• EXERCISE GOAL: Report how many lines hold the word "styles"; answer with the number alone.
:::::
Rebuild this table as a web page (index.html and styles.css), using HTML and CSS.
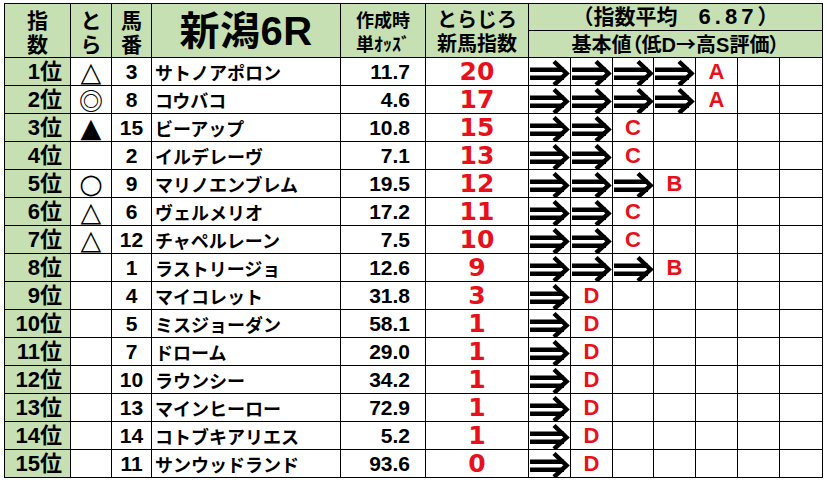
FILE: index.html
```html
<!DOCTYPE html>
<html lang="ja">
<head>
<meta charset="utf-8">
<title>新潟6R</title>
<link rel="stylesheet" href="styles.css">
</head>
<body>
<svg class="defs" width="0" height="0" aria-hidden="true">
  <symbol id="arw" viewBox="0 0 42 27">
    <rect x="1" y="9.5" width="34" height="4.5"/>
    <rect x="1" y="17.5" width="34" height="4.5"/>
    <polyline points="25,3.5 37.5,15.5 25,27" fill="none" stroke="#000" stroke-width="4.5"/>
  </symbol>
</svg>
<table class="sheet">
  <colgroup>
    <col class="w-rank"><col class="w-mark"><col class="w-num"><col class="w-name"><col class="w-odds"><col class="w-idx">
    <col class="w-g"><col class="w-g"><col class="w-g3"><col class="w-g"><col class="w-g"><col class="w-g"><col class="w-g7">
  </colgroup>
  <thead>
    <tr class="h1">
      <th rowspan="2" class="hd-two"><span class="ln">指</span><span class="ln">数</span></th>
      <th rowspan="2" class="hd-two"><span class="ln">と</span><span class="ln">ら</span></th>
      <th rowspan="2" class="hd-two"><span class="ln">馬</span><span class="ln">番</span></th>
      <th rowspan="2" class="hd-title">新潟6R</th>
      <th rowspan="2" class="hd-odds"><span class="ln">作成時</span><span class="ln">単ｵｯｽﾞ</span></th>
      <th rowspan="2" class="hd-idx"><span class="ln">とらじろ</span><span class="ln">新馬指数</span></th>
      <th colspan="7" class="hd-avg">（指数平均　<span class="avg-num">6.87</span>）</th>
    </tr>
    <tr class="h2">
      <th colspan="7" class="hd-base">基本値（低D<span class="cjk-arrow">→</span>高S評価）</th>
    </tr>
  </thead>
  <tbody>
    <tr><td class="rank">1位</td><td class="mark">△</td><td class="num">3</td><td class="name">サトノアポロン</td><td class="odds">11.7</td><td class="idx">20</td>
      <td class="arr"><svg><use href="#arw"/></svg></td><td class="arr"><svg><use href="#arw"/></svg></td><td class="arr"><svg><use href="#arw"/></svg></td><td class="arr"><svg><use href="#arw"/></svg></td><td class="grade">A</td><td></td><td></td></tr>
    <tr><td class="rank">2位</td><td class="mark dbl">◎</td><td class="num">8</td><td class="name">コウバコ</td><td class="odds">4.6</td><td class="idx">17</td>
      <td class="arr"><svg><use href="#arw"/></svg></td><td class="arr"><svg><use href="#arw"/></svg></td><td class="arr"><svg><use href="#arw"/></svg></td><td class="arr"><svg><use href="#arw"/></svg></td><td class="grade">A</td><td></td><td></td></tr>
    <tr><td class="rank">3位</td><td class="mark">▲</td><td class="num">15</td><td class="name">ビーアップ</td><td class="odds">10.8</td><td class="idx">15</td>
      <td class="arr"><svg><use href="#arw"/></svg></td><td class="arr"><svg><use href="#arw"/></svg></td><td class="grade">C</td><td></td><td></td><td></td><td></td></tr>
    <tr><td class="rank">4位</td><td class="mark"></td><td class="num">2</td><td class="name">イルデレーヴ</td><td class="odds">7.1</td><td class="idx">13</td>
      <td class="arr"><svg><use href="#arw"/></svg></td><td class="arr"><svg><use href="#arw"/></svg></td><td class="grade">C</td><td></td><td></td><td></td><td></td></tr>
    <tr><td class="rank">5位</td><td class="mark">○</td><td class="num">9</td><td class="name">マリノエンブレム</td><td class="odds">19.5</td><td class="idx">12</td>
      <td class="arr"><svg><use href="#arw"/></svg></td><td class="arr"><svg><use href="#arw"/></svg></td><td class="arr"><svg><use href="#arw"/></svg></td><td class="grade">B</td><td></td><td></td><td></td></tr>
    <tr><td class="rank">6位</td><td class="mark">△</td><td class="num">6</td><td class="name">ヴェルメリオ</td><td class="odds">17.2</td><td class="idx">11</td>
      <td class="arr"><svg><use href="#arw"/></svg></td><td class="arr"><svg><use href="#arw"/></svg></td><td class="grade">C</td><td></td><td></td><td></td><td></td></tr>
    <tr><td class="rank">7位</td><td class="mark">△</td><td class="num">12</td><td class="name">チャペルレーン</td><td class="odds">7.5</td><td class="idx">10</td>
      <td class="arr"><svg><use href="#arw"/></svg></td><td class="arr"><svg><use href="#arw"/></svg></td><td class="grade">C</td><td></td><td></td><td></td><td></td></tr>
    <tr><td class="rank">8位</td><td class="mark"></td><td class="num">1</td><td class="name">ラストリージョ</td><td class="odds">12.6</td><td class="idx">9</td>
      <td class="arr"><svg><use href="#arw"/></svg></td><td class="arr"><svg><use href="#arw"/></svg></td><td class="arr"><svg><use href="#arw"/></svg></td><td class="grade">B</td><td></td><td></td><td></td></tr>
    <tr><td class="rank">9位</td><td class="mark"></td><td class="num">4</td><td class="name">マイコレット</td><td class="odds">31.8</td><td class="idx">3</td>
      <td class="arr"><svg><use href="#arw"/></svg></td><td class="grade">D</td><td></td><td></td><td></td><td></td><td></td></tr>
    <tr><td class="rank">10位</td><td class="mark"></td><td class="num">5</td><td class="name">ミスジョーダン</td><td class="odds">58.1</td><td class="idx">1</td>
      <td class="arr"><svg><use href="#arw"/></svg></td><td class="grade">D</td><td></td><td></td><td></td><td></td><td></td></tr>
    <tr><td class="rank">11位</td><td class="mark"></td><td class="num">7</td><td class="name">ドローム</td><td class="odds">29.0</td><td class="idx">1</td>
      <td class="arr"><svg><use href="#arw"/></svg></td><td class="grade">D</td><td></td><td></td><td></td><td></td><td></td></tr>
    <tr><td class="rank">12位</td><td class="mark"></td><td class="num">10</td><td class="name">ラウンシー</td><td class="odds">34.2</td><td class="idx">1</td>
      <td class="arr"><svg><use href="#arw"/></svg></td><td class="grade">D</td><td></td><td></td><td></td><td></td><td></td></tr>
    <tr><td class="rank">13位</td><td class="mark"></td><td class="num">13</td><td class="name">マインヒーロー</td><td class="odds">72.9</td><td class="idx">1</td>
      <td class="arr"><svg><use href="#arw"/></svg></td><td class="grade">D</td><td></td><td></td><td></td><td></td><td></td></tr>
    <tr><td class="rank">14位</td><td class="mark"></td><td class="num">14</td><td class="name">コトブキアリエス</td><td class="odds">5.2</td><td class="idx">1</td>
      <td class="arr"><svg><use href="#arw"/></svg></td><td class="grade">D</td><td></td><td></td><td></td><td></td><td></td></tr>
    <tr><td class="rank">15位</td><td class="mark"></td><td class="num">11</td><td class="name">サンウッドランド</td><td class="odds">93.6</td><td class="idx">0</td>
      <td class="arr"><svg><use href="#arw"/></svg></td><td class="grade">D</td><td></td><td></td><td></td><td></td><td></td></tr>
  </tbody>
</table>
</body>
</html>
```

FILE: styles.css
```css
html, body {
  margin: 0;
  padding: 0;
  background: #ffffff;
}

body {
  font-family: "Liberation Sans", "Noto Sans CJK JP", sans-serif;
  font-weight: 700;
  color: #000;
  overflow: hidden;
}

.defs {
  position: absolute;
  width: 0;
  height: 0;
}

.sheet {
  border-collapse: collapse;
  table-layout: fixed;
  width: 818px;
  margin: 3px 0 0 4px;
}

.w-rank { width: 66px; }
.w-mark { width: 41px; }
.w-num { width: 40px; }
.w-name { width: 189px; }
.w-odds { width: 85px; }
.w-idx { width: 103px; }
.w-g { width: 42px; }
.w-g3 { width: 41px; }
.w-g7 { width: 43px; }

.sheet th,
.sheet td {
  border: 1px solid #000;
  padding: 0;
  white-space: nowrap;
  vertical-align: middle;
}

.sheet thead th {
  background: #c6e0b4;
  font-weight: 700;
  text-align: center;
}

.h1 { height: 27px; }
.h2 { height: 27px; }
.sheet tbody tr { height: 28px; }

.ln {
  display: block;
  height: 24px;
  overflow: visible;
}

.hd-two {
  font-family: "Noto Sans CJK JP", sans-serif;
  font-size: 21px;
  line-height: 24px;
}

.hd-title {
  font-size: 40px;
  line-height: 42px;
  letter-spacing: 0.5px;
}

.hd-odds {
  font-family: "Noto Sans CJK JP", sans-serif;
  font-size: 18px;
  line-height: 24px;
}

.hd-idx {
  font-family: "Noto Sans CJK JP", sans-serif;
  font-size: 20px;
  line-height: 24px;
}

.hd-avg {
  font-size: 21px;
  line-height: 24px;
}

.avg-num {
  font-size: 22px;
  letter-spacing: 4px;
}

.hd-base {
  font-size: 20px;
  line-height: 24px;
  font-feature-settings: "palt";
}

.cjk-arrow {
  font-family: "Noto Sans CJK JP", sans-serif;
  font-weight: 700;
}

.rank {
  background: #c6e0b4;
  text-align: right;
  padding-right: 8px !important;
  font-size: 22px;
  line-height: 26px;
}

.mark {
  font-family: "DejaVu Sans", "Noto Sans CJK JP", sans-serif;
  font-weight: 700;
  font-size: 27px;
  line-height: 26px;
  text-align: center;
}

.mark.dbl {
  font-family: "Noto Sans CJK JP", sans-serif;
  font-size: 24px;
}

.num {
  text-align: center;
  font-size: 21px;
  font-weight: 700;
  line-height: 26px;
}

.name {
  font-family: "Noto Sans CJK JP", sans-serif;
  font-size: 18px;
  line-height: 26px;
  padding-left: 3px !important;
  overflow: hidden;
}

.odds {
  text-align: right;
  padding-right: 15px !important;
  font-size: 21px;
  font-weight: 700;
  line-height: 26px;
}

.idx {
  text-align: center;
  color: #e8101a;
  font-family: "DejaVu Sans", sans-serif;
  font-size: 25px;
  font-weight: 700;
  line-height: 26px;
}

.arr svg {
  display: block;
  width: 42px;
  height: 27px;
  overflow: visible;
}

.grade {
  text-align: center;
  color: #e8101a;
  font-size: 22px;
  line-height: 26px;
}
```
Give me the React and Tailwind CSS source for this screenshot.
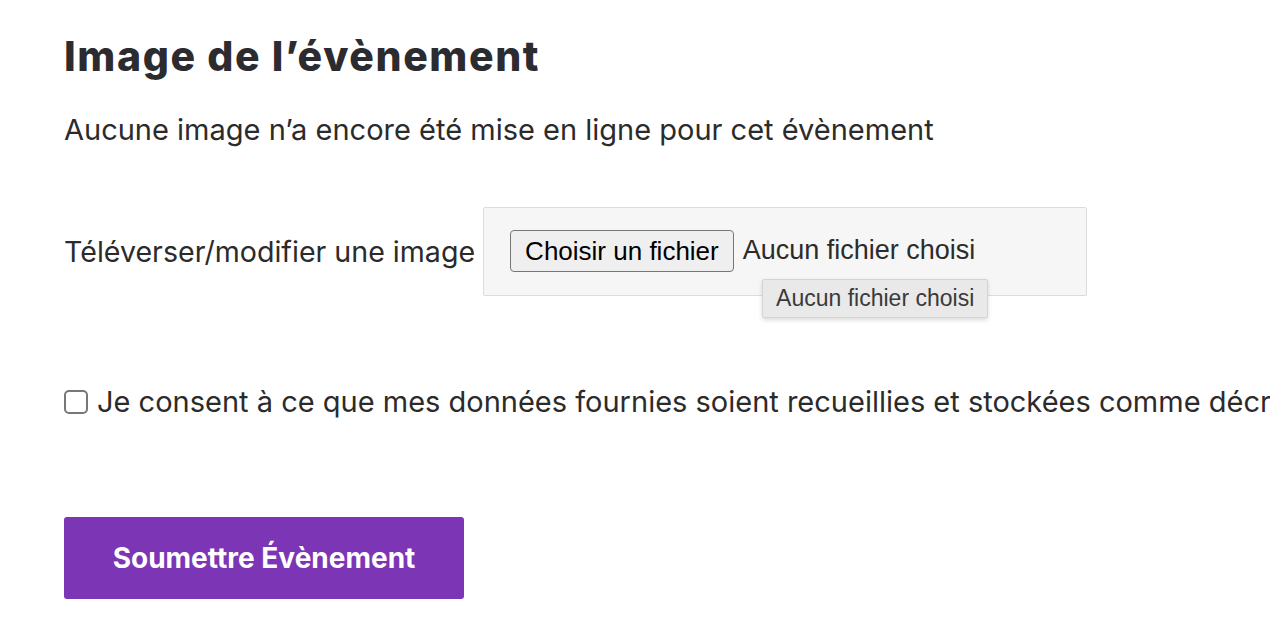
export default function App() {
  return (
    <div className="w-[1270px] h-[628px] overflow-hidden bg-white text-[#2b2b2b] font-['Inter',sans-serif]">
      <div className="pl-16 pt-[30px]">
        <h2 className="text-[41px] leading-[52px] font-extrabold tracking-[1.6px] text-[#2c2c30]">
          Image de l’évènement
        </h2>

        <p className="mt-[30px] text-[29px] leading-[36px]">
          Aucune image n’a encore été mise en ligne pour cet évènement
        </p>

        <div className="mt-[59px] flex items-center gap-[8px]">
          <label className="text-[28.6px] leading-[36px] whitespace-nowrap">Téléverser/modifier une image</label>
          <div className="relative w-[604px] h-[89px] bg-[#f6f6f6] border border-[#dcdcdc] rounded-[2px] flex items-center pl-[26px] pb-[2px] font-['Liberation_Sans',Arial,sans-serif]">
            <button className="h-[42px] px-[14px] bg-[#efefef] border border-[#767676] rounded-[4px] text-[26px] leading-none text-black">
              Choisir un fichier
            </button>
            <span className="ml-[9px] text-[27px] text-[#2b2b2b]">Aucun fichier choisi</span>
            <div className="absolute left-[278px] top-[71px] h-[39px] px-[13px] flex items-center bg-[#e9e9e9] border border-[#d4d4d4] rounded-[2px] shadow-[0_2px_4px_rgba(0,0,0,0.15)] text-[23px] text-[#3a3a3a] whitespace-nowrap">
              Aucun fichier choisi
            </div>
          </div>
        </div>

        <label className="mt-[88px] flex items-center gap-[9px] whitespace-nowrap text-[29px] leading-[36px]">
          <span className="w-[24px] h-[24px] border-2 border-[#777] rounded-[5px] bg-white shrink-0" />
          Je consent à ce que mes données fournies soient recueillies et stockées comme décrit dans la politique de confidentialité
        </label>

        <button className="mt-[97px] w-[400px] h-[82px] bg-[#7b35b5] rounded-[3px] text-white text-[28px] font-bold">
          Soumettre Évènement
        </button>
      </div>
    </div>
  );
}
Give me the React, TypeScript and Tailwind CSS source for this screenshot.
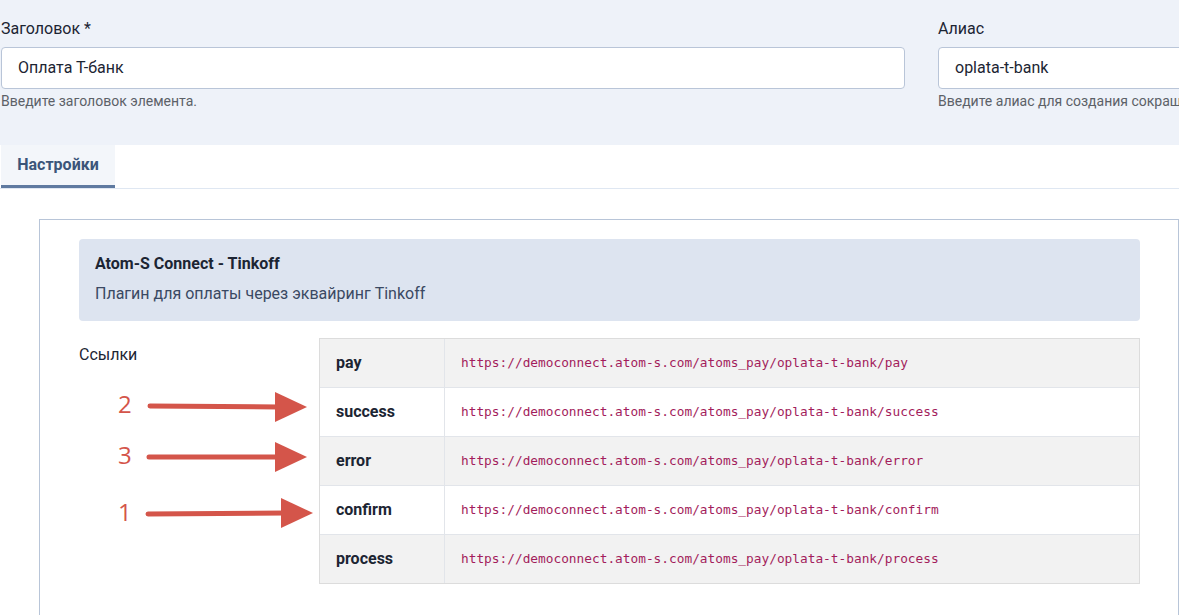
:::::
• IN RESPONSE: 3